**Brief**
Return the whole listing, line for line, without the pictures in it.
......
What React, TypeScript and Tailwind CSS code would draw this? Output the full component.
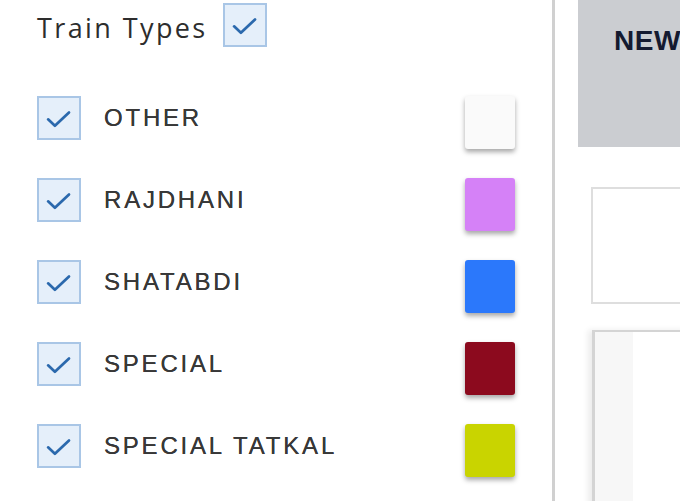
const types = [
  { name: "OTHER", color: "bg-[#fafafa]" },
  { name: "RAJDHANI", color: "bg-[#d581f7]" },
  { name: "SHATABDI", color: "bg-[#2b78fb]" },
  { name: "SPECIAL", color: "bg-[#8c0a1e]" },
  { name: "SPECIAL TATKAL", color: "bg-[#c9d400]" },
];

function Box() {
  return (
    <div className="flex h-[44px] w-[44px] shrink-0 items-center justify-center border-2 border-[#a9c6e6] bg-[#e5effa]">
      <svg width="44" height="44" viewBox="0 0 44 44" fill="none">
        <path
          d="M10 23.5 L17.5 30.5 L33 16"
          stroke="#2b69ad"
          strokeWidth="3"
          strokeLinecap="round"
          strokeLinejoin="round"
        />
      </svg>
    </div>
  );
}

export default function App() {
  return (
    <div className="flex h-[501px] w-[680px] overflow-hidden bg-white">
      <div className="w-[552px] shrink-0 pl-[37px] pr-[37px]">
        <div className="flex h-[48px] items-center gap-[15px] pt-[2px]">
          <span className="pt-[4px] font-['Open_Sans',sans-serif] text-[27px] leading-none tracking-[2.4px] text-[#2d2d2d]">
            Train Types
          </span>
          <Box />
        </div>

        <div className="mt-[29px] flex flex-col">
          {types.map((t) => (
            <div key={t.name} className="flex h-[82px] items-center">
              <Box />
              <span className="ml-[23px] flex-1 font-['Liberation_Sans',Arial,sans-serif] text-[24px] leading-none tracking-[2.8px] text-[#383838] [text-shadow:0_0_0.4px_#383838]">
                {t.name}
              </span>
              <div
                className={`mt-[8px] h-[53px] w-[50px] rounded-[3px] shadow-[0_3px_5px_rgba(0,0,0,0.35)] ${t.color}`}
              />
            </div>
          ))}
        </div>
      </div>

      <div className="w-[3px] shrink-0 bg-[#d0d0d0]" />

      <div className="flex min-w-0 flex-1 flex-col pl-[23px]">
        <div className="h-[147px] w-[200px] shrink-0 overflow-hidden bg-[#cbcdd1] pl-[36px] pt-[27px]">
          <span className="whitespace-nowrap font-['Liberation_Sans',Arial,sans-serif] text-[28px] font-bold leading-none tracking-[0.5px] text-[#141a30]">
            NEWS
          </span>
        </div>
        <div className="ml-[13px] mt-[40px] h-[117px] w-[200px] shrink-0 border-2 border-[#dedede] bg-white" />
        <div className="ml-[14px] mt-[26px] flex h-[200px] w-[200px] shrink-0 border-l-[3px] border-t-2 border-[#d4d4d4] shadow-[-4px_0_6px_rgba(0,0,0,0.08)]">
          <div className="w-[38px] bg-[#f7f7f7]" />
          <div className="flex-1 bg-white" />
        </div>
      </div>
    </div>
  );
}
......
**In response**
What React, TypeScript and Tailwind CSS code would draw this? Output the full component.
const types = [
  { name: "OTHER", color: "bg-[#fafafa]" },
  { name: "RAJDHANI", color: "bg-[#d581f7]" },
  { name: "SHATABDI", color: "bg-[#2b78fb]" },
  { name: "SPECIAL", color: "bg-[#8c0a1e]" },
  { name: "SPECIAL TATKAL", color: "bg-[#c9d400]" },
];

function Box() {
  return (
    <div className="flex h-[44px] w-[44px] shrink-0 items-center justify-center border-2 border-[#a9c6e6] bg-[#e5effa]">
      <svg width="44" height="44" viewBox="0 0 44 44" fill="none">
        <path
          d="M10 23.5 L17.5 30.5 L33 16"
          stroke="#2b69ad"
          strokeWidth="3"
          strokeLinecap="round"
          strokeLinejoin="round"
        />
      </svg>
    </div>
  );
}

export default function App() {
  return (
    <div className="flex h-[501px] w-[680px] overflow-hidden bg-white">
      <div className="w-[552px] shrink-0 pl-[37px] pr-[37px]">
        <div className="flex h-[48px] items-center gap-[15px] pt-[2px]">
          <span className="pt-[4px] font-['Open_Sans',sans-serif] text-[27px] leading-none tracking-[2.4px] text-[#2d2d2d]">
            Train Types
          </span>
          <Box />
        </div>

        <div className="mt-[29px] flex flex-col">
          {types.map((t) => (
            <div key={t.name} className="flex h-[82px] items-center">
              <Box />
              <span className="ml-[23px] flex-1 font-['Liberation_Sans',Arial,sans-serif] text-[24px] leading-none tracking-[2.8px] text-[#383838] [text-shadow:0_0_0.4px_#383838]">
                {t.name}
              </span>
              <div
                className={`mt-[8px] h-[53px] w-[50px] rounded-[3px] shadow-[0_3px_5px_rgba(0,0,0,0.35)] ${t.color}`}
              />
            </div>
          ))}
        </div>
      </div>

      <div className="w-[3px] shrink-0 bg-[#d0d0d0]" />

      <div className="flex min-w-0 flex-1 flex-col pl-[23px]">
        <div className="h-[147px] w-[200px] shrink-0 overflow-hidden bg-[#cbcdd1] pl-[36px] pt-[27px]">
          <span className="whitespace-nowrap font-['Liberation_Sans',Arial,sans-serif] text-[28px] font-bold leading-none tracking-[0.5px] text-[#141a30]">
            NEWS
          </span>
        </div>
        <div className="ml-[13px] mt-[40px] h-[117px] w-[200px] shrink-0 border-2 border-[#dedede] bg-white" />
        <div className="ml-[14px] mt-[26px] flex h-[200px] w-[200px] shrink-0 border-l-[3px] border-t-2 border-[#d4d4d4] shadow-[-4px_0_6px_rgba(0,0,0,0.08)]">
          <div className="w-[38px] bg-[#f7f7f7]" />
          <div className="flex-1 bg-white" />
        </div>
      </div>
    </div>
  );
}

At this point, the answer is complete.